PRS Caatinga incentivou a igualdade de gênero no campo

Juliana Braga | 8 de março de 2024

Mais de 2.500 mulheres participaram de iniciativas que estimularam protagonismo feminino

A mulher é a base da agricultura familiar brasileira. No semiárido, um número expressivo delas encontra-se à frente das famílias produtoras. Esta realidade refletiu-se no Projeto Rural Sustentável Caatinga (PRS Caatinga): dos 5.072 participantes, 2.511 eram mulheres.

“Já em sua concepção, o projeto previa uma maior inclusão econômica e social das mulheres. Várias iniciativas permitiram isso - desde a oferta de insumos agrícolas, que facilitaram o trabalho no campo, às capacitações”, lembra a coordenadora administrativa financeira, Liana Gemunder.

Essas ações tiveram um impacto enorme na dinâmica das famílias rurais. Muitas matriarcas passaram a ter mais protagonismo em suas propriedades. “Antes, o papel das mulheres era ajudar os maridos, levando comida ou fazendo pequenas tarefas.

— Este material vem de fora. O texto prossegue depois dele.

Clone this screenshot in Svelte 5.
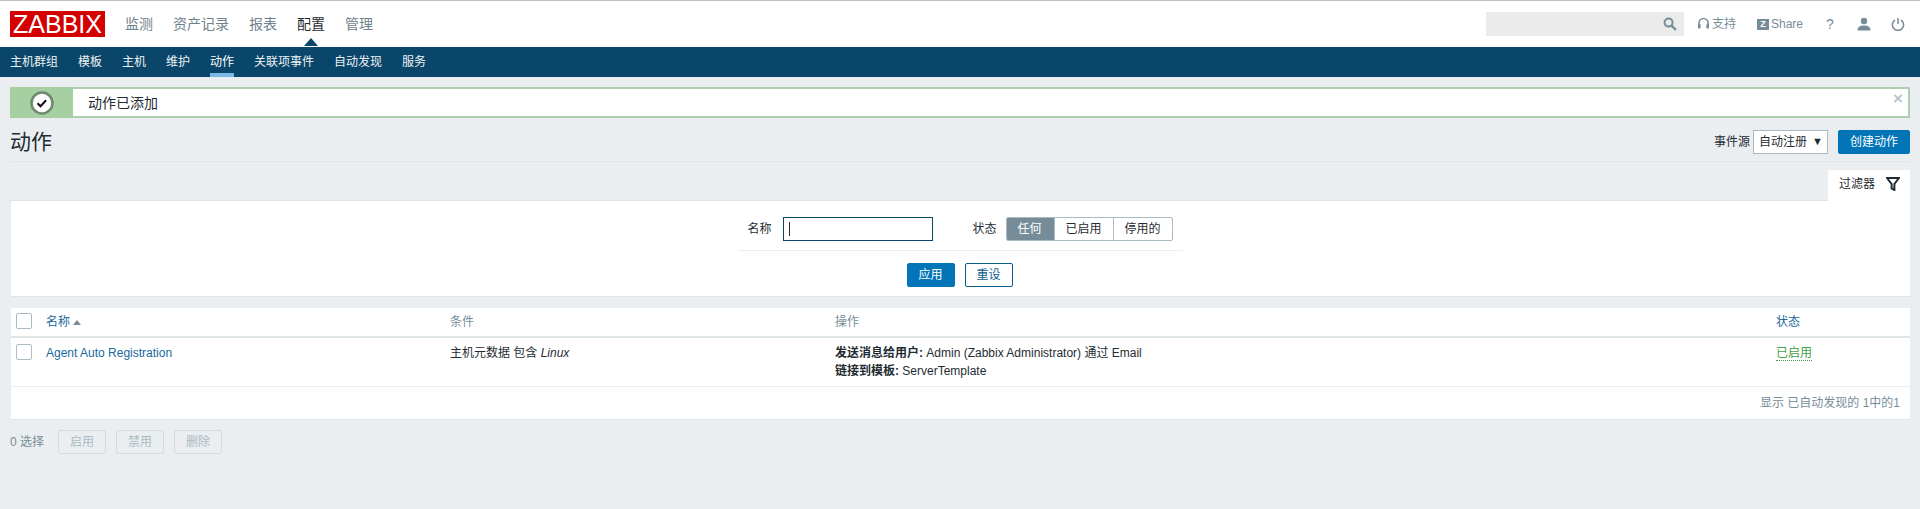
<script>
  const mainMenu = ['监测', '资产记录', '报表', '配置', '管理'];
  const subMenu = ['主机群组', '模板', '主机', '维护', '动作', '关联项事件', '自动发现', '服务'];
</script>

<div class="page">
  <header class="top">
    <div class="logo">ZABBIX</div>
    <nav class="main">
      {#each mainMenu as m}
        <span class:sel={m === '配置'}>{m}</span>
      {/each}
    </nav>
    <div class="tools">
      <div class="search">
        <svg width="14" height="14" viewBox="0 0 14 14"><circle cx="5.600" cy="5.600" r="4" fill="none" stroke="#768d99" stroke-width="2"/><path d="M8.600 8.600L13 13" stroke="#768d99" stroke-width="2.400"/></svg>
      </div>
      <span class="tool t1">
        <svg width="13" height="14" viewBox="0 0 13 14"><path d="M2 9V6a4.500 4.500 0 0 1 9 0v3" fill="none" stroke="#768d99" stroke-width="1.600"/><rect x="1" y="7" width="2.600" height="4.600" rx="1" fill="#768d99"/><rect x="9.400" y="7" width="2.600" height="4.600" rx="1" fill="#768d99"/></svg>
        支持
      </span>
      <span class="tool t2"><i class="zbox">Z</i>Share</span>
      <span class="tool t3">?</span>
      <svg class="t4" width="14" height="14" viewBox="0 0 14 14"><circle cx="7" cy="4" r="3.200" fill="#768d99"/><path d="M0.500 13.500c0-4 3-5 6.500-5s6.500 1 6.500 5z" fill="#768d99"/></svg>
      <svg class="t5" width="14" height="14" viewBox="0 0 14 14"><path d="M4 3a5.600 5.600 0 1 0 6 0" fill="none" stroke="#768d99" stroke-width="1.500"/><path d="M7 1v6" stroke="#768d99" stroke-width="1.500"/></svg>
    </div>
  </header>

  <nav class="sub">
    {#each subMenu as m}
      <span class:sel={m === '动作'}>{m}</span>
    {/each}
  </nav>

  <main class="content">
    <div class="msg">
      <div class="msg-icon">
        <svg width="26" height="26" viewBox="0 0 26 26"><circle cx="13" cy="13" r="10.500" fill="#fff" stroke="#6f8a72" stroke-width="2.600"/><path d="M8.500 13.200l3 3 5.600-6" fill="none" stroke="#111" stroke-width="2"/></svg>
      </div>
      <div class="msg-text">动作已添加</div>
      <span class="msg-close">×</span>
    </div>

    <div class="title-row">
      <h1>动作</h1>
      <div class="controls">
        <span class="src">事件源</span>
        <div class="select">自动注册<span class="caret">▼</span></div>
        <button class="btn create">创建动作</button>
      </div>
    </div>

    <div class="filter-tabs">
      <div class="ftab">
        过滤器
        <svg width="14" height="14" viewBox="0 0 14 14"><path d="M1 1h12L8.400 7v6L5.600 11.500V7z" fill="none" stroke="#1f2c33" stroke-width="2"/></svg>
      </div>
    </div>
    <section class="filter">
      <div class="frow">
        <label class="fname">名称</label>
        <div class="finput"><i></i></div>
        <label class="fstate">状态</label>
        <div class="seg">
          <span class="on">任何</span><span>已启用</span><span>停用的</span>
        </div>
      </div>
      <div class="fbtns">
        <button class="btn apply">应用</button>
        <button class="btn reset">重设</button>
      </div>
    </section>

    <section class="table">
      <div class="row head">
        <div class="c0"><span class="cb"></span></div>
        <div class="c1 link">名称 <span class="arrow"></span></div>
        <div class="c2">条件</div>
        <div class="c3">操作</div>
        <div class="c4 link">状态</div>
      </div>
      <div class="row body">
        <div class="c0"><span class="cb"></span></div>
        <div class="c1 link">Agent Auto Registration</div>
        <div class="c2">主机元数据 包含 <em>Linux</em></div>
        <div class="c3"><b>发送消息给用户:</b> Admin (Zabbix Administrator) 通过 Email<br /><b>链接到模板:</b> ServerTemplate</div>
        <div class="c4"><span class="enabled">已启用</span></div>
      </div>
      <div class="foot">显示 已自动发现的 1中的1</div>
    </section>

    <div class="actions">
      <span class="count">0 选择</span>
      <button class="dis">启用</button>
      <button class="dis">禁用</button>
      <button class="dis">删除</button>
    </div>
  </main>
</div>

<style>
  :global(body) {
    margin: 0;
    background: #ebeef0;
  }
  .page {
    height: 509px;
    overflow: hidden;
    font: 12px/14px Arial, "Liberation Sans", "Noto Sans CJK SC", sans-serif;
    color: #1f2c33;
  }
  .top {
    height: 46px;
    background: #fff;
    border-top: 1px solid #c0c0c0;
    display: flex;
    align-items: center;
    position: relative;
  }
  .logo {
    margin-left: 10px;
    width: 95px;
    height: 26px;
    background: #d40000;
    color: #fff;
    font-size: 25px;
    line-height: 26px;
    text-align: center;
  }
  .main {
    display: flex;
    gap: 20px;
    margin-left: 20px;
    font-size: 14px;
    color: #6f828c;
  }
  .main .sel {
    color: #1f2c33;
    position: relative;
  }
  .main .sel::after {
    content: "";
    position: absolute;
    left: 50%;
    margin-left: -7px;
    bottom: -15px;
    border: 7px solid transparent;
    border-top: 0;
    border-bottom: 8px solid #0a466a;
  }
  .tools {
    margin-left: auto;
    display: flex;
    align-items: center;
    color: #768d99;
    padding-right: 15px;
  }
  .search {
    width: 198px;
    height: 24px;
    background: #ebebeb;
    display: flex;
    align-items: center;
    justify-content: flex-end;
    padding-right: 7px;
    box-sizing: border-box;
    margin-right: 13px;
  }
  .tool {
    display: inline-flex;
    align-items: center;
  }
  .t1 { gap: 2px; width: 60px; }
  .t2 { width: 64px; }
  .zbox {
    width: 12px;
    height: 11px;
    background: #768d99;
    color: #fff;
    font: bold 9px/11px Arial, "Liberation Sans", sans-serif;
    text-align: center;
    margin-right: 2px;
  }
  .t3 { font-size: 14px; width: 29px; padding-left: 5px; box-sizing: border-box; }
  .t4 { margin-right: 20px; margin-left: 7px; }
  .sub {
    height: 30px;
    background: #0a466a;
    display: flex;
    gap: 20px;
    padding-left: 10px;
    color: #fff;
  }
  .sub span {
    line-height: 30px;
    height: 26px;
    opacity: 0.93;
  }
  .sub .sel {
    height: 30px;
    box-sizing: border-box;
    border-bottom: 4px solid #7ab8e8;
    opacity: 1;
  }
  .content {
    padding: 10px 10px 0;
  }
  .msg {
    height: 31px;
    box-sizing: border-box;
    border: 2px solid #afd0ae;
    border-left: 0;
    background: #fff;
    display: flex;
    align-items: center;
    position: relative;
  }
  .msg-icon {
    width: 63px;
    height: 31px;
    margin: -2px 15px -2px 0;
    background: #a7d0a2;
    display: flex;
    align-items: center;
    justify-content: center;
  }
  .msg-text {
    font-size: 14px;
    color: #1f2c33;
  }
  .msg-close {
    position: absolute;
    right: 5px;
    top: 3px;
    font-size: 17px;
    font-weight: bold;
    color: #b9c4ca;
  }
  .title-row {
    height: 44px;
    box-sizing: border-box;
    border-bottom: 1px solid #dfe4e7;
    display: flex;
    align-items: center;
    justify-content: space-between;
    padding-top: 4px;
  }
  h1 {
    margin: 0;
    font-size: 21px;
    line-height: 24px;
    font-weight: 400;
    color: #1f2c33;
  }
  .controls {
    display: flex;
    align-items: center;
  }
  .src { margin-right: 3px; }
  .select {
    width: 75px;
    height: 24px;
    box-sizing: border-box;
    background: #fff;
    border: 1px solid #acbbc3;
    line-height: 22px;
    padding-left: 5px;
    position: relative;
    margin-right: 10px;
  }
  .caret {
    position: absolute;
    right: 4px;
    top: -1px;
    font-size: 11px;
  }
  .btn {
    font: inherit;
    height: 24px;
    box-sizing: border-box;
    border-radius: 2px;
    padding: 0 11px;
    background: #0275b8;
    border: 1px solid #0275b8;
    color: #fff;
    cursor: pointer;
  }
  .create { width: 72px; padding: 0; }
  .filter-tabs {
    display: flex;
    justify-content: flex-end;
    margin-top: 8px;
    border-bottom: 1px solid #dfe4e7;
    height: 30px;
  }
  .ftab {
    width: 82px;
    height: 31px;
    background: #fff;
    box-sizing: border-box;
    padding-left: 11px;
    display: flex;
    align-items: center;
    gap: 11px;
    padding-bottom: 3px;
  }
  .filter {
    background: #fff;
    height: 96px;
    box-sizing: border-box;
    margin-left: 1px;
    border-bottom: 1px solid #dfe4e7;
    padding-top: 16px;
    display: flex;
    flex-direction: column;
    align-items: center;
  }
  .frow {
    width: 445px;
    box-sizing: border-box;
    height: 34px;
    border-bottom: 1px solid #ebeef0;
    display: flex;
    align-items: flex-start;
    padding-left: 10px;
    margin-left: -1px;
  }
  .frow label {
    line-height: 24px;
    color: #1f2c33;
  }
  .fname { margin-right: 11px; }
  .finput {
    width: 150px;
    height: 24px;
    box-sizing: border-box;
    border: 1px solid #0a466a;
    margin-right: 40px;
    padding: 4px 5px;
  }
  .finput i {
    display: block;
    width: 1px;
    height: 14px;
    background: #1f2c33;
  }
  .fstate { margin-right: 9px; }
  .seg {
    display: flex;
    height: 24px;
    box-sizing: border-box;
    border: 1px solid #acbbc3;
    border-radius: 2px;
    overflow: hidden;
  }
  .seg span {
    line-height: 22px;
    padding: 0 11px;
    border-left: 1px solid #acbbc3;
  }
  .seg span:first-child { border-left: 0; }
  .seg .on {
    background: #768d99;
    color: #fff;
    margin: -1px 0 -1px -1px;
    line-height: 24px;
    padding: 0 12px;
  }
  .fbtns {
    display: flex;
    gap: 10px;
    margin: 12px 2px 0 0;
  }
  .apply { width: 48px; padding: 0; }
  .reset {
    width: 48px;
    padding: 0;
    background: #fff;
    color: #0a5a8a;
    border-color: #0a5a8a;
  }
  .table {
    background: #fff;
    margin: 11px 0 0 1px;
    border-bottom: 1px solid #dfe4e7;
  }
  .row {
    display: grid;
    grid-template-columns: 35px 404px 385px 941px 1fr;
  }
  .head {
    height: 30px;
    box-sizing: border-box;
    border-bottom: 2px solid #dfe4e7;
    line-height: 29px;
    color: #768d99;
  }
  .body {
    height: 49px;
    box-sizing: border-box;
    border-bottom: 1px solid #ebeef0;
    padding-top: 6px;
    line-height: 18px;
    color: #1f2c33;
  }
  .c0 { padding-left: 5px; }
  .cb {
    display: block;
    width: 16px;
    height: 16px;
    box-sizing: border-box;
    border: 1px solid #acbbc3;
    border-radius: 2px;
    background: #fff;
  }
  .head .cb { margin-top: 5px; }
  .link { color: #1a6a9c; }
  .arrow {
    display: inline-block;
    border: 4px solid transparent;
    border-top: 0;
    border-bottom: 5px solid #768d99;
    vertical-align: 1px;
  }
  .enabled {
    color: #429e47;
    border-bottom: 1px dotted #429e47;
  }
  .foot {
    height: 32px;
    line-height: 32px;
    text-align: right;
    padding-right: 10px;
    color: #768d99;
  }
  .actions {
    display: flex;
    align-items: center;
    margin-top: 10px;
    gap: 10px;
  }
  .count {
    color: #768d99;
    margin-right: 4px;
  }
  .dis {
    font: inherit;
    width: 48px;
    height: 24px;
    background: #ebeef0;
    border: 1px solid #d4dade;
    border-radius: 2px;
    color: #acbbc3;
    padding: 0;
  }
</style>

Com o projeto e as capacitações, vimos cada vez mais mulheres assumindo funções na produção rural”, conta a coordenadora técnica do Arranjo Produtivo Local (APL) Centro de Estudos Ligados à Técnicas Alternativas (CELTA), Maria Ascelina Batista, que atua no Piauí.

TecABC gerou mais renda para toda família

A adoção das Tecnologias Agrícolas de Baixo Carbono (TecABC) promovida pelo projeto permitiu um cultivo mais diversificado e, consequentemente, uma fonte de renda mais estável para toda a família. “Como técnica, posso dizer que o projeto teve participação, direta e indireta, 80% feminina. Os produtores com suas esposas e filhas implementaram esse sistema juntos, em equipe”, recorda-se a coordenadora técnica Ana Reis Rodrigues do APL Cooperativa Mista dos Apicultores da Microrregião de Simplício Mendes (COMAPI), no Piauí.

Para alguns APLs parceiros do PRS Caatinga, a participação feminina já era uma realidade. A Associação Comunitária Terra Sertaneja (Acoterra) desenvolve há 16 anos um trabalho junto a comunidades extrativista de licuri (Syagrus coronata) que impacta diretamente 125 mulheres de sete comunidades rurais e três municípios da região nordeste da Bahia. A palmeira sertaneja produz o “ouro verde do semiárido”, como é conhecida a amêndoa rica em óleo e de grande potencial para aplicações farmacológica, cosmética e gastronômica.

A parceria entre a Acoterra e o PRS Caatinga impulsionou a produção de derivados do licuri, que se tornaram grande fonte de renda para as extrativistas. “Antigamente, catávamos o licuri, mas a gente jogava fora porque não tinha quem comprasse. Com esse projeto, conseguimos vender tudo,” afirma a produtora Alaide dos Santos Monteiro, da comunidade de Pau de Colher.

Apicultura – uma atividade feminina

A apicultura também foi uma atividade com grande inclusão feminina. “A Fundação Araripe, dentro do PRS Caatinga, conseguiu criar um grupo de mulheres que produzem mel, independentemente da participação masculina”, lembra a técnica e engenheira florestal do APL, Aline Freire. A agricultora Maria Luiza Souza Silva é uma das que resolveu investir no setor. “Por conta do projeto, comecei a trabalhar com apicultura e estou na expectativa de ter a minha primeira florada”, diz.

Também foram elas quem muitas vezes “bateram o martelo” com relação à adesão ao projeto. “Foi meu filho quem me falou sobre o PRS Caatinga. Quando soube que traria benefícios para a gente, decidi que entraríamos”, lembra a agricultora Osvaldina Paixão, que produz para a subsistência da família com o apoio do APL Obra Kolping, no Piauí.

O PRS Caatinga encerrou suas atividades de implementação em setembro de 2023, mas seu legado de conhecimento e promoção da conservação do bioma permanece. São sementes da agricultura regenerativa cultivadas por homens e mulheres, cujos frutos já estão sendo colhidos pelas novas gerações. “O projeto me ensinou a ter um olhar com muito mais amor sobre o que eu faço desde menina. Eu sei e acredito que é a agricultura que mantém o alimento na mesa. Com a tecnologia (ABC), veio esse despertar de como produzir sem desmatar. Vimos que havia uma rentabilidade para nossa família, o que fez com que os nossos filhos tenham mais amor pelo que a gente faz”, reflete a agricultora Neuma Alves, associada ao APL Instituto Terra Viva, de Alagoas.